Publisher's Synopsis
Excerpt from Germany, From the Earliest Period, Vol. 1 of 4
The Romans regarded the forests of Germany with superstitious dread. There were said to be gigantic trees which, when hollowed into boats, held thirty men, and through the arches formed by their projecting roots a horseman could ride at full speed. The buffalo, the bison, and the elk, once numerous in these wilds, have now totally disappeared; and the bears, whose skins were the chief article of the dress of our forefathers, the wolves, boars, and innumerable other large game, daily become more scarce. The country possessed neither towns, roads, nor bridges, and it is easily conceivable that, dissatisfied with their meager forest fare, the people continually migrated to and took possession of the fruitful lands of neighboring nations. Solitude created a desire, or romantic longing, in the breast of the ancient inhabitant of these wilds, for what was distant and unknown, while the habits of the chase rendered him enterprising and hardy. The laws founded upon personal freedom, the virtuous manners and cheerful temperament of the ancient German, originated in those mighty wastes, where, forced to trust to his own resources, man necessarily became independent, and was secure from the corruption incidental to crowded communities.

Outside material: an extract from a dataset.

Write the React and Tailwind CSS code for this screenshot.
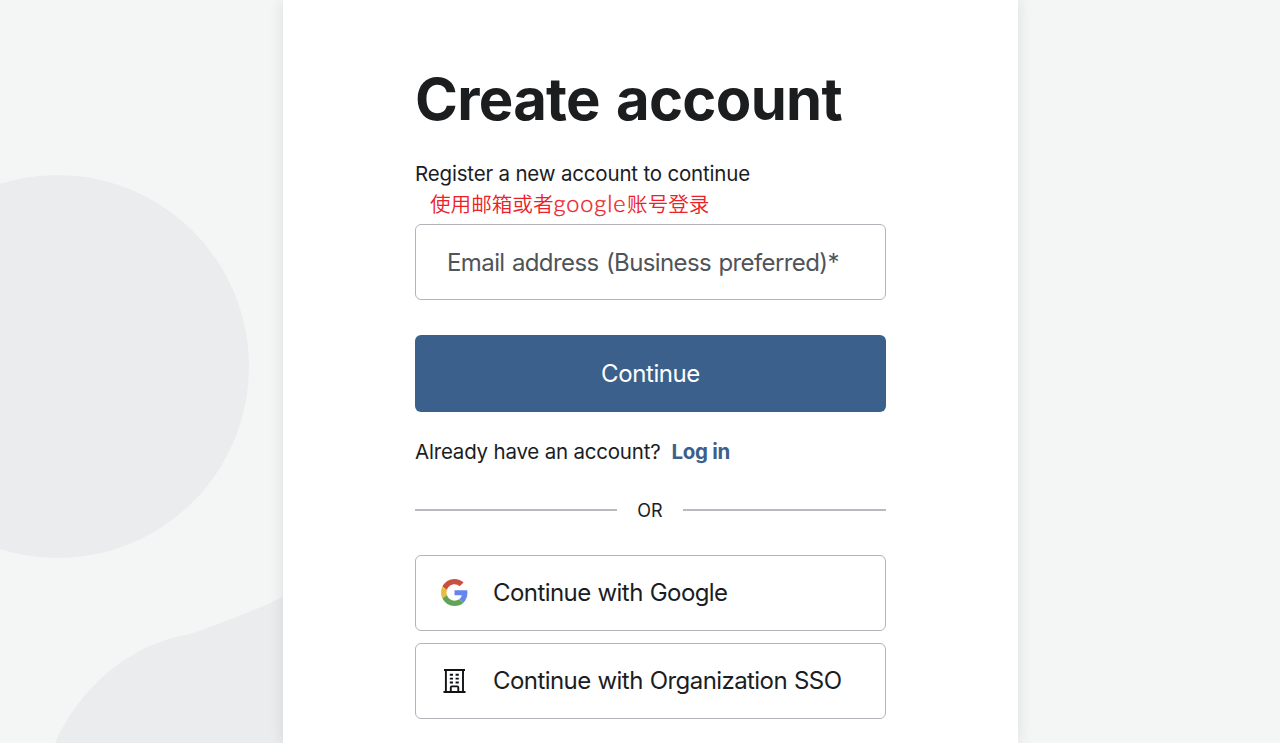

These wild forests also attached an idea of the marvelous, so novel to the Romans, to the character of the German, who, trained to war by the habits of the chase, associated piety with ferocity, and would still listen to the secret voice of Nature in the mysterious whisperings of the forest, now disposing him to deep musings, now creating strange forebodings, which were recognized as true prophetic inspiration in the women and maidens.
When Germany was first Christianized, the monks undertook to clear away the forests and to promote agriculture, and as the migrations had then ceased, those of the inhabitants who had remained in the country were gradually forced by necessity to exchange the life of the hunter for that of the peasant.